With geopolitical theatre (trade war posturing, central bank comments, FBI raids of Presidential lawyers, etc) grabbing all the headlines this week, it’s easy to forget that there is still some potentially market-moving economic data scheduled for release. Early in tomorrow’s US session, traders will get their first look at the March Consumer Price Index (CPI) figures from the US, followed by the release of the minutes from last month’s Federal Reserve meeting that afternoon.
On the inflation front, traders will be keen to see if the CPI confirms the solid +0.3% m/m (2.7% y/y) rise in average hourly earnings and today’s decent Producer Price Index (PPI), which also came in at +0.3% m/m (3.0% y/y). According to the CME’s Fed Watch tool, Fed Funds futures traders are pricing in about an 85% chance of a rate hike at the central bank’s June meeting, so the scope for a recovery in the greenback may be limited, especially with two more NFP reports and CPI readings ahead of that meeting.
Indeed, tomorrow afternoon’s minutes from the March FOMC meeting may be even more impactful for FX traders. While we already saw the central bank’s infamous “dot plot” of interest rates expectations last month, the tone of the comments could provide more color to the dry Summary of Economic Projections. Specifically, traders will watch the wording and distribution of opinions around hot topics like the impact of last year’s tax cuts and simmering “trade war” tensions.

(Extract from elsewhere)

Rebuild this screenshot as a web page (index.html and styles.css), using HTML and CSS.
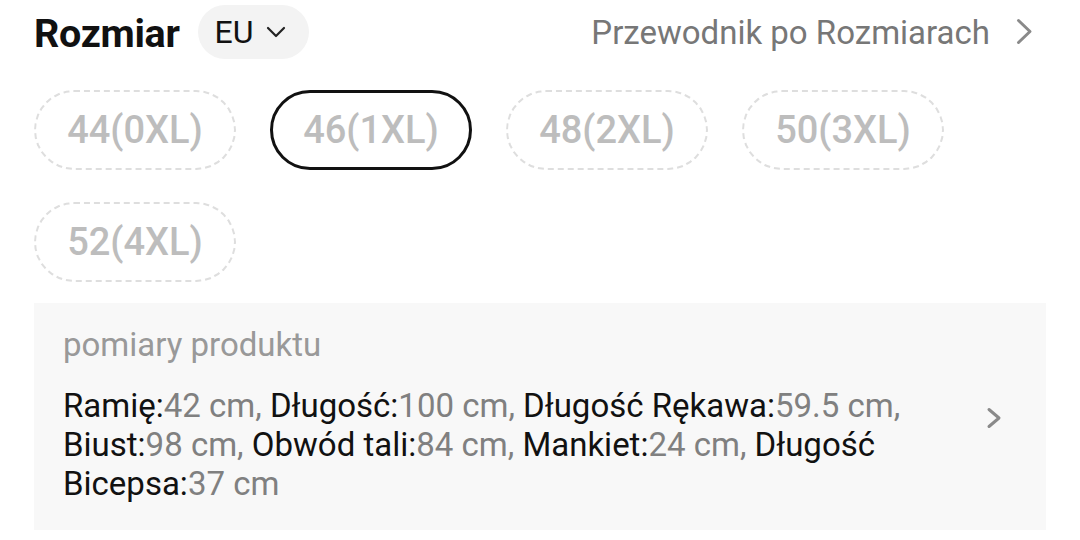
FILE: index.html
```html
<!DOCTYPE html>
<html lang="pl">
<head>
<meta charset="utf-8">
<link rel="stylesheet" href="styles.css">
</head>
<body>
<div class="page">
  <div class="header">
    <div class="left">
      <span class="title">Rozmiar</span>
      <span class="unit">EU
        <svg class="unit-chev" width="22" height="12" viewBox="0 0 22 12"><path d="M3 2 L11 10 L19 2" fill="none" stroke="#222" stroke-width="2.2" stroke-linecap="round" stroke-linejoin="round"/></svg>
      </span>
    </div>
    <div class="guide">Przewodnik po Rozmiarach
      <svg class="guide-chev" width="17" height="27" viewBox="0 0 17 27"><path d="M2.5 2.5 L14 13.5 L2.5 24.5" fill="none" stroke="#8a8a8a" stroke-width="3" stroke-linecap="round" stroke-linejoin="round"/></svg>
    </div>
  </div>
  <div class="sizes">
    <div class="chip">44(0XL)</div>
    <div class="chip selected">46(1XL)</div>
    <div class="chip">48(2XL)</div>
    <div class="chip">50(3XL)</div>
    <div class="chip">52(4XL)</div>
  </div>
  <div class="measure">
    <div class="measure-label">pomiary produktu</div>
    <div class="measure-row">
      <p class="measure-text"><span class="k">Ramię:</span><span class="v">42 cm, </span><span class="k">Długość:</span><span class="v">100 cm, </span><span class="k">Długość Rękawa:</span><span class="v">59.5 cm, </span><span class="k">Biust:</span><span class="v">98 cm, </span><span class="k">Obwód tali:</span><span class="v">84 cm, </span><span class="k">Mankiet:</span><span class="v">24 cm, </span><span class="k">Długość Bicepsa:</span><span class="v">37 cm</span></p>
      <svg class="measure-chev" width="17" height="22" viewBox="0 0 17 22"><path d="M3 2.5 L13 11 L3 19.5" fill="none" stroke="#8a8a8a" stroke-width="3" stroke-linecap="round" stroke-linejoin="round"/></svg>
    </div>
  </div>
</div>
</body>
</html>
```

FILE: styles.css
```css
html, body {
  margin: 0;
  padding: 0;
  background: #fff;
}
body {
  font-family: Roboto, "Noto Sans", sans-serif;
  color: #111;
}
.page {
  width: 1080px;
  height: 540px;
  box-sizing: border-box;
  padding: 0 34px;
  overflow: hidden;
}
.header {
  height: 64px;
  display: flex;
  align-items: center;
  justify-content: space-between;
}
.left {
  display: flex;
  align-items: center;
  gap: 18px;
}
.title {
  font-size: 39.5px;
  font-weight: 700;
  color: #111;
  letter-spacing: -0.3px;
  padding-top: 2px;
}
.unit {
  display: inline-flex;
  align-items: center;
  gap: 11px;
  height: 54px;
  padding: 0 22px 0 17px;
  border-radius: 27px;
  background: #f3f3f3;
  font-size: 32px;
  color: #111;
}
.guide {
  display: flex;
  align-items: center;
  gap: 26px;
  font-size: 33px;
  color: #777;
  padding-right: 13px;
}
.guide-chev {
  margin-top: -2px;
}
.sizes {
  display: flex;
  flex-wrap: wrap;
  column-gap: 34px;
  row-gap: 32px;
  padding-top: 26px;
}
.chip {
  width: 202px;
  height: 80px;
  box-sizing: border-box;
  border: 2px dashed #dedede;
  border-radius: 40px;
  display: flex;
  align-items: center;
  justify-content: center;
  font-size: 38px;
  font-weight: 500;
  color: #bdbdbd;
}
.chip.selected {
  border: 3px solid #111;
}
.measure {
  margin-top: 21px;
  background: #f8f8f8;
  padding: 22px 43px 22px 29px;
  height: 227px;
  box-sizing: border-box;
}
.measure-label {
  font-size: 33px;
  color: #999;
  line-height: 40px;
}
.measure-row {
  display: flex;
  align-items: flex-start;
  justify-content: space-between;
  margin-top: 21px;
}
.measure-text {
  margin: 0;
  width: 915px;
  font-size: 33px;
  line-height: 39px;
}
.k { color: #111; }
.v { color: #808080; }
.measure-chev {
  flex-shrink: 0;
  margin-top: 21px;
}
```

One off-the-radar currency pair to watch through this week’s US data releases is USD/SGD. As the weekly chart below shows, the greenback has been trending consistently lower against the Singaporean Dollar since the start of 2017. The primarily sideways price action so far this year has allowed the top of the channel time to “catch up” with price, providing strong resistance just above current levels.